Frequently Asked Questions
How do script reviews improve application reliability?
They help teams catch logic gaps, edge cases, unsafe assumptions, and weak error handling before code reaches users. A strong review gives another developer a chance to test the thinking behind the script, not only the syntax.
What should developers check during script review?
Developers should check intent, input handling, failure behavior, security risks, performance impact, test coverage, and future maintenance. Style matters too, but behavior and user impact should always receive the closest attention.
Why are code review practices useful before deployment?
They reduce the chance that rushed or incomplete scripts enter production. Review gives teams a final chance to find missed conditions, unclear logic, and release risks while changes are still easier to fix.
How can teams make script feedback more helpful?
Helpful feedback names the exact issue, explains the risk, and suggests a useful direction. Comments should focus on the script’s behavior rather than the developer’s ability, so the discussion stays practical and respectful.
What is the link between software quality assurance and script review?
Software quality assurance depends on repeatable habits that catch defects early. Script review supports that goal by adding human judgment before testing, deployment, and user feedback expose deeper problems.
How do secure coding checks fit into reviews?
Secure coding checks help reviewers spot unsafe input handling, weak permissions, exposed secrets, risky logs, and dependency concerns. These checks work best when they become a normal part of review, not a separate panic step.

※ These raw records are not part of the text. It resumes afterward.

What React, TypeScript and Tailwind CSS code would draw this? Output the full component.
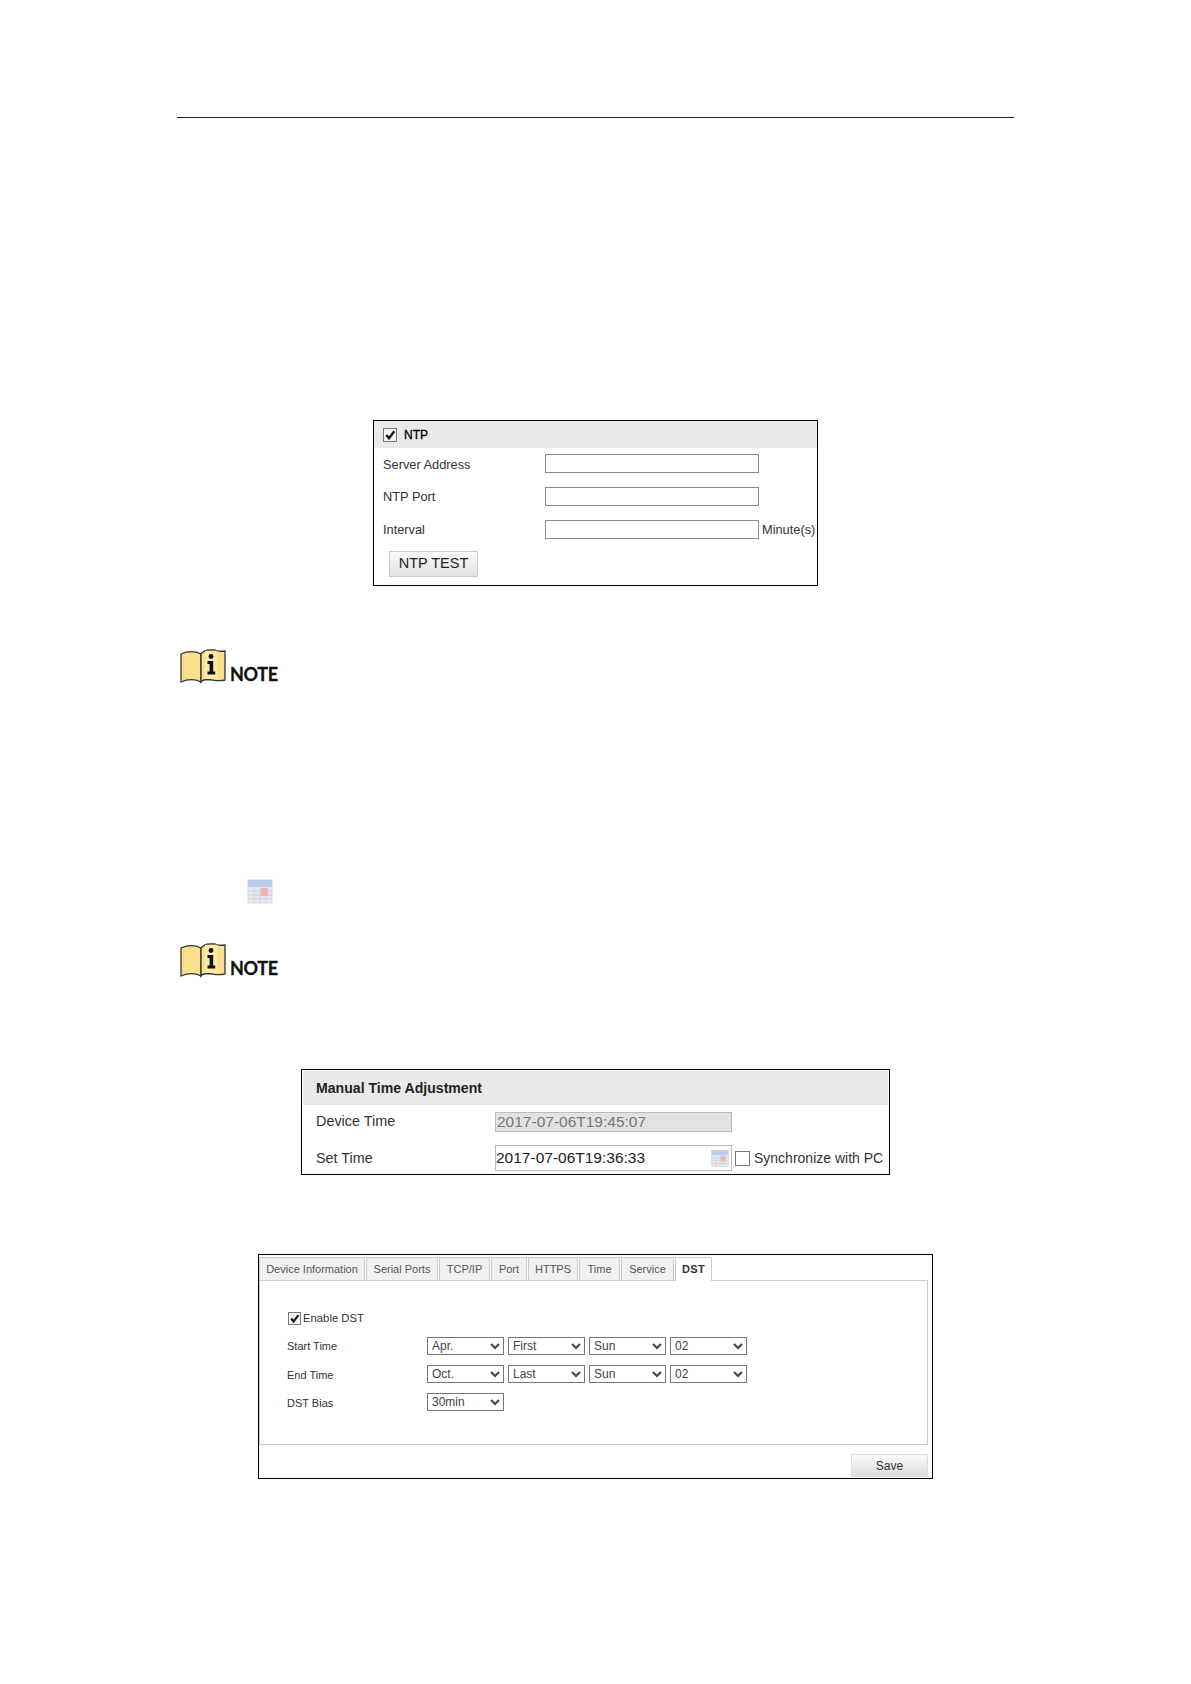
const font = "font-['Liberation_Sans',Arial,sans-serif]";

function Check({ size, box }: { size: string; box: string }) {
  return (
    <span className={`${size} ${box} flex items-center justify-center bg-[#f4f4f4] shrink-0`}>
      <svg viewBox="0 0 14 14" className="w-full h-full">
        <path d="M2.8 7 L5.8 10.8 L12 2.6" fill="none" stroke="#1a1a1a" strokeWidth="2.8" />
      </svg>
    </span>
  );
}

function Field({ w = "w-[214px]" }: { w?: string }) {
  return <input readOnly className={`${w} h-[19px] border border-[#8a8a8a] bg-white outline-none`} />;
}

function Note() {
  return (
    <div className="flex items-end ml-[3px] h-[35px]">
      <svg width="46" height="35" viewBox="0 0 46 35" className="shrink-0">
        <path d="M1 5 C8 2 15 2 21 5 V33 C15 30 8 30 1 33 Z" fill="#fbdf8c" stroke="#333" strokeWidth="1.3" />
        <path d="M21 5 C23 2.5 26 1 30 1 H35 C38 2.5 41 2.5 45 2 V31 C39 32.5 34 31 28 30.5 C25 30.5 22 31.5 21 33 Z" fill="#fbdf8c" stroke="#333" strokeWidth="1.3" />
        <rect x="25" y="1.8" width="12" height="28" fill="#fce9ac" />
        <circle cx="31" cy="7.5" r="2.4" fill="#111" />
        <path d="M27.5 12 H33.2 V22.5 H35.2 V25.5 H27.5 V22.5 H29.6 V15 H27.5 Z" fill="#111" />
      </svg>
      <span className="ml-[4px] mb-[-2px] font-['Lato',sans-serif] font-bold text-[18px] leading-[24px] tracking-[-0.3px] text-[#111] [-webkit-text-stroke:0.3px_#111]">NOTE</span>
    </div>
  );
}

function CalendarIcon({ cls }: { cls: string }) {
  return (
    <svg viewBox="0 0 26 26" className={`${cls} blur-[0.5px]`}>
      <rect x="1" y="2" width="24" height="23" fill="#e6e9f2" stroke="#d4d7e0" />
      <rect x="1" y="2" width="24" height="7" fill="#bccdee" />
      <path d="M1 13 H25 M1 17 H25 M1 21 H25 M7 9 V25 M13 9 V25 M19 9 V25" stroke="#ccd0da" strokeWidth="1" />
      <rect x="14" y="10" width="7" height="8" fill="#efb5b8" />
    </svg>
  );
}

function Sel({ v }: { v: string }) {
  return (
    <select defaultValue={v} className="w-[77px] h-[18px] border border-[#767676] bg-white text-[12px] text-[#444] font-['Liberation_Sans',sans-serif] rounded-none">
      <option>{v}</option>
    </select>
  );
}

const tabs: [string, string][] = [
  ["Device Information", "w-[106px]"],
  ["Serial Ports", "w-[72px]"],
  ["TCP/IP", "w-[51px]"],
  ["Port", "w-[36px]"],
  ["HTTPS", "w-[50px]"],
  ["Time", "w-[41px]"],
  ["Service", "w-[53px]"],
];

function DstRow({ label, vals, offset }: { label: string; vals: string[]; offset: string }) {
  return (
    <div className="flex items-center h-[18px]">
      <span className={`w-[140px] ${offset} text-[11px] text-[#333]`}>{label}</span>
      <div className="flex gap-[4px]">
        {vals.map((v, i) => (
          <Sel key={i} v={v} />
        ))}
      </div>
    </div>
  );
}

export default function App() {
  return (
    <div className={`${font} w-full h-[1684px] bg-white pt-[117px] overflow-hidden`}>
      <div className="w-[837px] mx-auto flex flex-col">
        <div className="h-px bg-[#222]" />

        {/* NTP */}
        <div className="self-center mt-[302px] w-[445px] h-[166px] border border-black flex flex-col">
          <div className="h-[27px] bg-[#e9e9e9] flex items-center pl-[9px] gap-[7px]">
            <Check size="w-[14px] h-[14px]" box="border border-[#777]" />
            <span className="text-[12px] text-black [-webkit-text-stroke:0.3px_#000]">NTP</span>
          </div>
          <div className="flex items-center h-[19px] mt-[6px] pl-[9px]">
            <span className="w-[162px] pt-[2px] text-[12.8px] text-[#333]">Server Address</span>
            <Field />
          </div>
          <div className="flex items-center h-[19px] mt-[14px] pl-[9px]">
            <span className="w-[162px] pt-[1px] text-[12.8px] text-[#333]">NTP Port</span>
            <Field />
          </div>
          <div className="flex items-center h-[19px] mt-[14px] pl-[9px]">
            <span className="w-[162px] pt-[1px] text-[12.8px] text-[#333]">Interval</span>
            <Field />
            <span className="ml-[3px] pt-[1px] text-[12.8px] text-[#333] whitespace-nowrap">Minute(s)</span>
          </div>
          <div className="mt-[12px] ml-[15px] w-[89px] h-[26px] border border-[#ccc] bg-gradient-to-b from-[#fafafa] to-[#e2e2e2] flex items-center justify-center text-[14.5px] text-[#222]">
            NTP TEST
          </div>
        </div>

        <div className="mt-[63px]"><Note /></div>

        <div className="mt-[194px] ml-[70px] h-[26px]"><CalendarIcon cls="w-[26px] h-[26px]" /></div>

        <div className="mt-[39px]"><Note /></div>

        {/* Manual Time */}
        <div className="self-center mt-[91px] w-[589px] h-[106px] border border-black p-px flex flex-col">
          <div className="h-[34px] pt-px bg-[#e9e9e9] flex items-center pl-[13px] text-[14.1px] font-bold text-[#222]">
            Manual Time Adjustment
          </div>
          <div className="flex items-center h-[21px] mt-[6px] pl-[13px]">
            <span className="w-[179px] text-[14.4px] text-[#333]">Device Time</span>
            <div className="w-[237px] h-[20px] border border-[#bbb] bg-[#e2e2e2] flex items-center pl-[1px] text-[15.5px] text-[#777]">
              2017-07-06T19:45:07
            </div>
          </div>
          <div className="flex items-center h-[26px] mt-[13px] pl-[13px]">
            <span className="w-[179px] pt-px text-[14.4px] text-[#333]">Set Time</span>
            <div className="w-[237px] h-[26px] border border-[#bbb] bg-white flex items-center justify-between pr-[2px] text-[15.5px] text-[#222]">
              2017-07-06T19:36:33
              <CalendarIcon cls="w-[18px] h-[18px]" />
            </div>
            <span className="ml-[3px] w-[15px] h-[15px] border border-[#777] bg-white shrink-0" />
            <span className="ml-[4px] text-[14px] text-[#333] whitespace-nowrap">Synchronize with PC</span>
          </div>
        </div>

        {/* DST */}
        <div className="self-center mt-[79px] w-[675px] h-[225px] border border-black flex flex-col pt-[2px] pr-[4px]">
          <div className="flex h-[24px] gap-[1px] relative z-10">
            {tabs.map(([t, w]) => (
              <div key={t} className={`${w} h-[23px] bg-[#f1f1f1] border border-b-0 border-[#ccc] flex items-center justify-center text-[11px] text-[#555] whitespace-nowrap`}>
                {t}
              </div>
            ))}
            <div className="w-[37px] h-[24px] bg-white border border-b-0 border-[#ccc] flex items-center justify-center text-[11px] font-bold text-[#333] tracking-[0.3px]">
              DST
            </div>
          </div>
          <div className="h-[165px] -mt-px border border-[#ccc] pl-[27px] pt-[31px]">
            <div className="flex items-center h-[13px] gap-[2px] ml-px">
              <Check size="w-[13px] h-[13px]" box="border border-[#777]" />
              <span className="text-[11.3px] text-[#333]">Enable DST</span>
            </div>
            <div className="mt-[12px] flex flex-col gap-[10px]">
              <DstRow label="Start Time" offset="pt-0" vals={["Apr.", "First", "Sun", "02"]} />
              <DstRow label="End Time" offset="pt-[2px]" vals={["Oct.", "Last", "Sun", "02"]} />
              <DstRow label="DST Bias" offset="pt-[3px]" vals={["30min"]} />
            </div>
          </div>
          <div className="self-end mt-[9px] w-[77px] h-[23px] border border-[#ddd] bg-gradient-to-b from-[#fafafa] to-[#dedede] flex items-center justify-center text-[12px] text-[#333]">
            Save
          </div>
        </div>
      </div>
    </div>
  );
}
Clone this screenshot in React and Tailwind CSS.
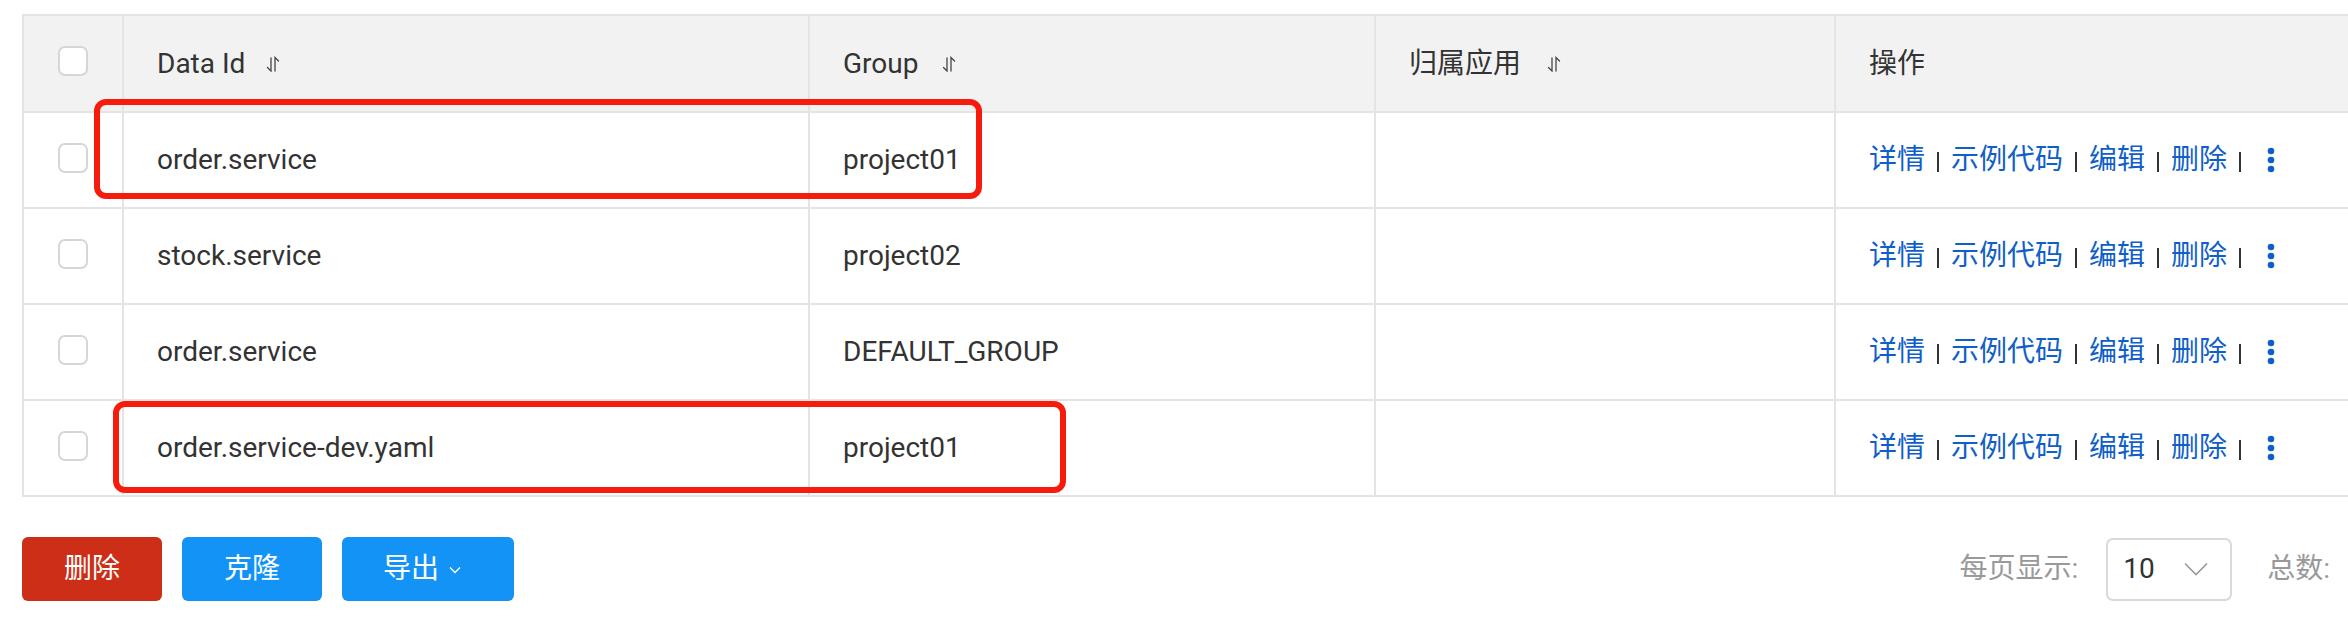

Can better reviews speed up software releases?
Better reviews can speed releases by catching issues earlier and reducing rework. Smaller, focused reviews help teams avoid giant last-minute corrections that delay deployment and create new bugs under pressure.
What makes a script review culture successful?
A successful culture treats review as shared protection, not personal criticism. Developers need clear standards, timely feedback, risk-based review depth, and enough trust to question code honestly without turning every comment into conflict.